**Task description:**
Lift out each line of the data that holds "index".

-- start of Input rows --

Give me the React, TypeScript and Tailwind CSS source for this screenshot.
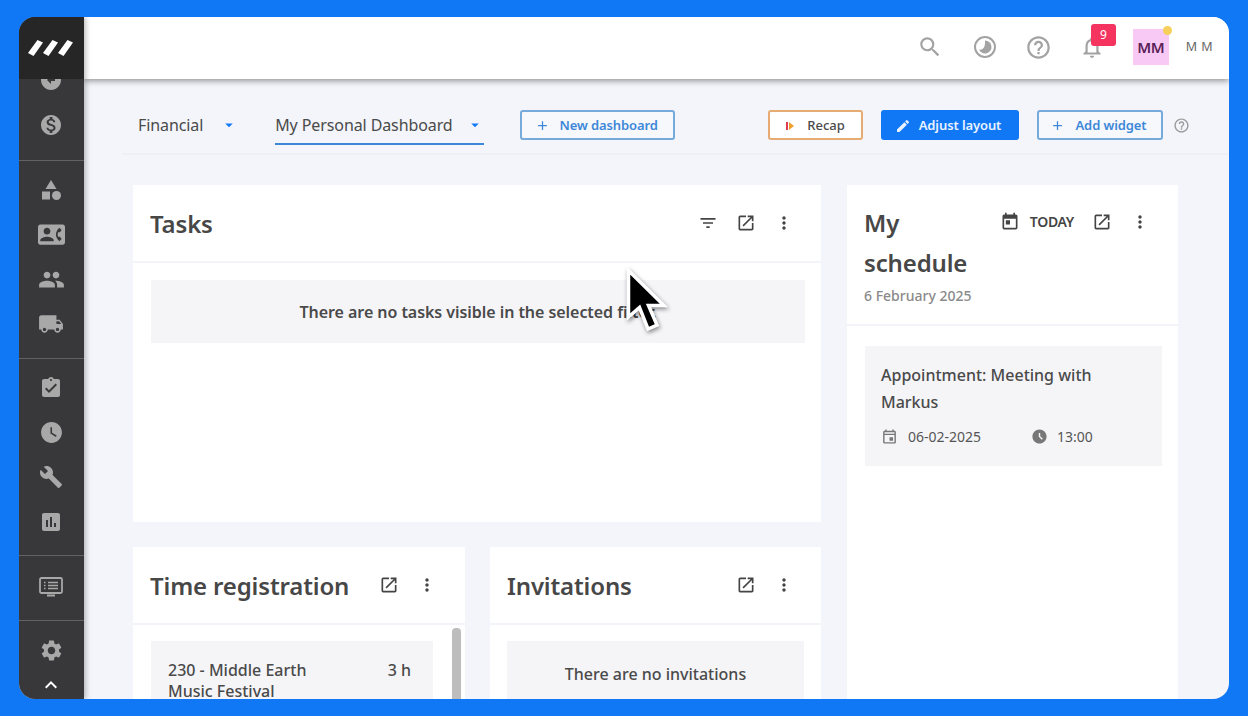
import React from "react";
import {
  MdAccessTimeFilled,
  MdAdd,
  MdArrowCircleLeft,
  MdArrowDropDown,
  MdAssessment,
  MdAssignmentTurnedIn,
  MdBuild,
  MdCategory,
  MdContactPhone,
  MdEdit,
  MdFilterList,
  MdHelpOutline,
  MdKeyboardArrowUp,
  MdLocalShipping,
  MdMonetizationOn,
  MdMoreVert,
  MdNotificationsNone,
  MdOpenInNew,
  MdOutlineEvent,
  MdPeople,
  MdSearch,
  MdSettings,
  MdToday,
  MdWatchLater,
} from "react-icons/md";

const Logo = () => (
  <svg width="45" height="18" viewBox="0 0 45 18" fill="#fff">
    <path d="M0 14 L9.500 1 L15 3.500 L5.500 17 Z" />
    <path d="M15 14 L24.500 1 L30 3.500 L20.500 17 Z" />
    <path d="M30 14 L39.500 1 L45 3.500 L35.500 17 Z" />
  </svg>
);

const Contrast = () => (
  <svg width="24" height="24" viewBox="0 0 24 24" fill="none">
    <circle cx="12" cy="12" r="10" stroke="#a3a3a3" strokeWidth="2" />
    <path
      d="M12 5.500 a6.500 6.500 0 1 1 -6 9 c3 .8 6.500 -1 6 -9 Z"
      fill="#a3a3a3"
    />
  </svg>
);

const ListMonitor = () => (
  <svg width="24" height="24" viewBox="0 0 24 24" fill="none" stroke="#a8a8a8">
    <rect x="1" y="3" width="22" height="15" rx="1.500" strokeWidth="1.800" />
    <path d="M8 20.500 H16" strokeWidth="2" />
    <path d="M9 7.500 H19 M9 10.500 H19 M9 13.500 H19" strokeWidth="1.500" />
    <path d="M5 7.500 H6.500 M5 10.500 H6.500 M5 13.500 H6.500" strokeWidth="1.500" />
  </svg>
);

const Cursor = () => (
  <svg
    width="42"
    height="66"
    viewBox="0 0 42 66"
    className="absolute left-[626px] top-[268px] drop-shadow-[1px_2px_2px_rgba(0,0,0,0.45)]"
  >
    <path
      d="M2.500 2.500 V49 L13.500 39.500 L22 61 L31 57 L22.500 37.500 L38 37.500 Z"
      fill="#000"
      stroke="#fff"
      strokeWidth="3.500"
    />
  </svg>
);

const NavDivider = () => <div className="h-px bg-[#626264]" />;

const NavIcon = ({ children }: { children: React.ReactNode }) => (
  <div className="flex h-[44.5px] items-center justify-center pr-px text-[#a8a8a8]">
    {children}
  </div>
);

const Sidebar = () => (
  <div className="relative z-20 flex w-[65px] shrink-0 flex-col bg-[#38383a] shadow-[2px_0_5px_rgba(0,0,0,0.25)]">
    <div className="z-10 flex h-[62px] shrink-0 items-center justify-center bg-[#262627] pr-[2px]">
      <Logo />
    </div>
    <div className="-mt-[21px] flex flex-col">
      <NavIcon>
        <MdArrowCircleLeft size={24} />
      </NavIcon>
      <NavIcon>
        <MdMonetizationOn size={24} />
      </NavIcon>
      <div className="h-[13px]" />
      <NavDivider />
      <div className="h-[7px]" />
      <NavIcon>
        <MdCategory size={24} />
      </NavIcon>
      <NavIcon>
        <MdContactPhone size={27} />
      </NavIcon>
      <NavIcon>
        <MdPeople size={27} />
      </NavIcon>
      <NavIcon>
        <MdLocalShipping size={26} />
      </NavIcon>
      <div className="h-[12px]" />
      <NavDivider />
      <div className="h-[7px]" />
      <NavIcon>
        <MdAssignmentTurnedIn size={24} />
      </NavIcon>
      <NavIcon>
        <MdWatchLater size={25} />
      </NavIcon>
      <NavIcon>
        <MdBuild size={24} />
      </NavIcon>
      <NavIcon>
        <MdAssessment size={24} />
      </NavIcon>
      <div className="h-[11px]" />
      <NavDivider />
      <div className="h-[9px]" />
      <NavIcon>
        <ListMonitor />
      </NavIcon>
      <div className="h-[10px]" />
      <NavDivider />
      <div className="h-[8px]" />
      <NavIcon>
        <MdSettings size={25} />
      </NavIcon>
      <div className="flex justify-center pr-px text-white">
        <MdKeyboardArrowUp size={24} />
      </div>
    </div>
  </div>
);

const Header = () => (
  <div className="relative z-10 flex h-[62px] shrink-0 items-center justify-end bg-white pb-[2px] pr-[16px] shadow-[0_2px_6px_rgba(0,0,0,0.4)]">
    <MdSearch size={26} className="text-[#a3a3a3]" />
    <div className="ml-[30px]">
      <Contrast />
    </div>
    <MdHelpOutline size={27} className="ml-[28px] text-[#a3a3a3]" />
    <div className="relative ml-[27px] flex">
      <MdNotificationsNone size={26} className="text-[#a3a3a3]" />
      <span className="absolute -top-[10px] left-[12px] flex h-[22px] w-[25px] items-center justify-center rounded-[3px] bg-[#f5355f] text-[12px] text-white">
        9
      </span>
    </div>
    <div className="relative ml-[28px] flex h-[36px] w-[36px] items-center justify-center bg-[#f9c9f5] text-[15px] font-semibold tracking-[-0.3px] text-[#5a2258]">
      MM
      <span className="absolute -right-[3px] -top-[3px] h-[9px] w-[9px] rounded-full bg-[#f7cf5b]" />
    </div>
    <span className="ml-[17px] text-[12.500px] tracking-[0.4px] text-[#666]">
      M M
    </span>
  </div>
);

const OutlineButton = ({
  label,
  width,
}: {
  label: string;
  width: string;
}) => (
  <button
    className={`flex h-[30px] items-center justify-center gap-[10px] rounded-[3px] border-2 border-[#76aadb] bg-[#f6f8fc] pr-[3px] pt-px text-[13px] font-semibold tracking-[-0.1px] text-[#3d87d8] ${width}`}
  >
    <MdAdd size={15} />
    {label}
  </button>
);

const Toolbar = () => (
  <div className="ml-[38px] flex h-[45px] items-start border-b-2 border-[#edf0f5] pl-[16px] pr-[39.500px]">
    <div className="flex h-[34.500px] items-center pb-[4px] text-[16px] tracking-[-0.1px] text-[#4a4a4a]">
      <span>Financial</span>
      <MdArrowDropDown size={18} className="ml-[17px] text-[#1178f5]" />
    </div>
    <div className="ml-[37px] flex h-[34.500px] w-[209px] items-center border-b-2 border-[#3d87d8] pb-[2px] text-[16px] tracking-[-0.1px] text-[#4a4a4a]">
      <span>My Personal Dashboard</span>
      <MdArrowDropDown size={18} className="ml-[13px] text-[#1178f5]" />
    </div>
    <div className="ml-[36px] flex">
      <OutlineButton label="New dashboard" width="w-[155px]" />
    </div>
    <button className="ml-auto flex h-[30px] w-[95px] items-center justify-center gap-[13px] rounded-[3px] border-2 border-[#e6ab72] bg-white pt-px text-[13px] font-medium text-[#4a4a4a]">
      <svg width="8" height="10" viewBox="0 0 8 10">
        <rect x="0" y="1" width="2" height="8" fill="#e23b4e" />
        <path d="M3 1 L8 5 L3 9 Z" fill="#f0a030" />
      </svg>
      Recap
    </button>
    <button className="ml-[18px] flex h-[30px] w-[138px] items-center justify-center gap-[8px] rounded-[3px] bg-[#1178f5] pr-[4px] pt-px text-[13px] font-semibold tracking-[-0.1px] text-[#e9f2ff]">
      <MdEdit size={16} />
      Adjust layout
    </button>
    <div className="ml-[18px] flex">
      <OutlineButton label="Add widget" width="w-[126px]" />
    </div>
    <div className="ml-[9.500px] flex h-[30px] items-center">
      <MdHelpOutline size={17} className="text-[#9a9a9a]" />
    </div>
  </div>
);

const CardActions = () => (
  <div className="flex items-center gap-[18px] text-[#444]">
    <MdOpenInNew size={20} />
    <MdMoreVert size={20} />
  </div>
);

const CardTitle = ({ children }: { children: React.ReactNode }) => (
  <h2 className="mt-px text-[24px] font-semibold tracking-[-0.15px] text-[#474747]">
    {children}
  </h2>
);

const App = () => {
  return (
    <div className="relative h-[716px] w-[1248px] overflow-hidden bg-[#1178f5] px-[19px] pb-[17px] pt-[17px] font-['Noto_Sans',sans-serif]">
      <div className="flex h-[682px] overflow-hidden rounded-[16px] bg-[#f3f5fa]">
        <Sidebar />
        <div className="flex min-w-0 flex-1 flex-col">
          <Header />
          <div className="pt-[31px]">
            <Toolbar />
          </div>
          <div className="flex gap-[26px] pl-[49px] pt-[30px]">
            <div className="flex w-[688px] shrink-0 flex-col gap-[25px]">
              <section className="h-[337px] bg-white">
                <div className="flex h-[78px] items-center justify-between border-b-2 border-[#f2f4f9] pl-[17px] pr-[27px]">
                  <CardTitle>Tasks</CardTitle>
                  <div className="flex items-center gap-[18px] text-[#444]">
                    <MdFilterList size={20} />
                    <MdOpenInNew size={20} />
                    <MdMoreVert size={20} />
                  </div>
                </div>
                <div className="pb-[17px] pl-[18px] pr-[16px] pt-[17px]">
                  <div className="flex h-[63px] items-center justify-center bg-[#f5f5f8] text-[16px] font-semibold tracking-[-0.05px] text-[#4a4a4a]">
                    There are no tasks visible in the selected filter.
                  </div>
                </div>
              </section>
              <div className="grid h-[200px] grid-cols-[332px_331px] gap-[25px]">
                <section className="relative bg-white">
                  <div className="flex h-[78px] items-center justify-between border-b-2 border-[#f2f4f9] pl-[17px] pr-[28px]">
                    <CardTitle>Time registration</CardTitle>
                    <CardActions />
                  </div>
                  <div className="ml-[18px] mr-[32px] mt-[16px] flex h-[80px] items-start justify-between bg-[#f5f5f8] pl-[17px] pr-[22px] pt-[19px] text-[16px] font-medium leading-[21px] text-[#4a4a4a]">
                    <span className="w-[170px]">
                      230 - Middle Earth Music Festival
                    </span>
                    <span>3 h</span>
                  </div>
                  <div className="absolute right-[4px] top-[81px] h-[100px] w-[9px] rounded-[4px] bg-[#bdbdbd]" />
                </section>
                <section className="bg-white">
                  <div className="flex h-[78px] items-center justify-between border-b-2 border-[#f2f4f9] pl-[17px] pr-[27px]">
                    <CardTitle>Invitations</CardTitle>
                    <CardActions />
                  </div>
                  <div className="mx-[17px] mt-[16px] flex h-[80px] items-start justify-center bg-[#f5f5f8] pt-[21px] text-[16px] font-medium text-[#4a4a4a]">
                    There are no invitations
                  </div>
                </section>
              </div>
            </div>
            <section className="h-[520px] w-[331px] shrink-0 bg-white">
              <div className="relative h-[141px] border-b-2 border-[#f2f4f9] pl-[17px] pt-[17px]">
                <div className="w-[110px]">
                  <CardTitle>
                    <span className="block leading-[40px]">My schedule</span>
                  </CardTitle>
                </div>
                <div className="mt-[2px] text-[14px] font-medium text-[#8a8a8a]">
                  6 February 2025
                </div>
                <div className="absolute right-[28px] top-[26px] flex items-center text-[#444]">
                  <MdToday size={20} />
                  <span className="ml-[10px] text-[14px] font-semibold tracking-[-0.3px]">
                    TODAY
                  </span>
                  <MdOpenInNew size={20} className="ml-[18px]" />
                  <MdMoreVert size={20} className="ml-[18px]" />
                </div>
              </div>
              <div className="ml-[18px] mr-[16px] mt-[20px] h-[120px] bg-[#f5f5f8] px-[16px] pt-[16px] text-[#4a4a4a]">
                <p className="text-[16px] font-medium leading-[27px]">
                  Appointment: Meeting with Markus
                </p>
                <div className="mt-[10px] flex items-center text-[14px] text-[#555]">
                  <MdOutlineEvent size={17} className="text-[#777]" />
                  <span className="ml-[10px] w-[123px]">06-02-2025</span>
                  <MdAccessTimeFilled size={17} className="text-[#777]" />
                  <span className="ml-[9px]">13:00</span>
                </div>
              </div>
            </section>
          </div>
        </div>
      </div>
      <Cursor />
    </div>
  );
};

export default App;
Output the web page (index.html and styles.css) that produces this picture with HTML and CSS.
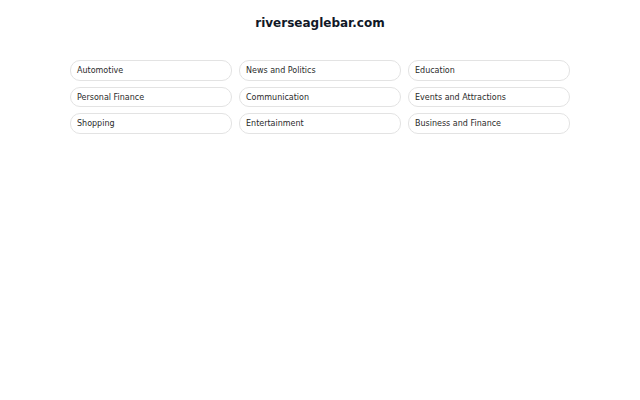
FILE: index.html
```html
<!DOCTYPE html>
<html lang="en">
<head>
  <meta charset="UTF-8">
  <title>riverseaglebar.com</title>
  <link rel="stylesheet" href="styles.css">
</head>
<body>

<header class="site-title">riverseaglebar.com</header>

<div class="links">
  <a class="pill" href="#">Automotive</a>
  <a class="pill" href="#">News and Politics</a>
  <a class="pill" href="#">Education</a>
  <a class="pill" href="#">Personal Finance</a>
  <a class="pill" href="#">Communication</a>
  <a class="pill" href="#">Events and Attractions</a>
  <a class="pill" href="#">Shopping</a>
  <a class="pill" href="#">Entertainment</a>
  <a class="pill" href="#">Business and Finance</a>
</div>

</body>
</html>
```

FILE: styles.css
```css
body { font-family: "DejaVu Sans", sans-serif; margin: 0; background: #fff; color: #222; }
.site-title { text-align: center; font-weight: bold; font-size: 12px; color: #111827; padding-top: 16px; line-height: 14px; }
.links { width: 500px; margin: 30px auto 0; display: grid; grid-template-columns: repeat(3, 1fr); column-gap: 7px; row-gap: 6px; }
.pill { display: block; height: 17.5px; line-height: 17.5px; padding: 1px 6px 0; border: 1px solid #e3e3e3; border-radius: 10px; font-size: 8px; color: #2b2b2b; text-decoration: none; }
```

-- end of Input rows --

**Final answer:**
Output the web page (index.html and styles.css) that produces this picture with HTML and CSS.
FILE: index.html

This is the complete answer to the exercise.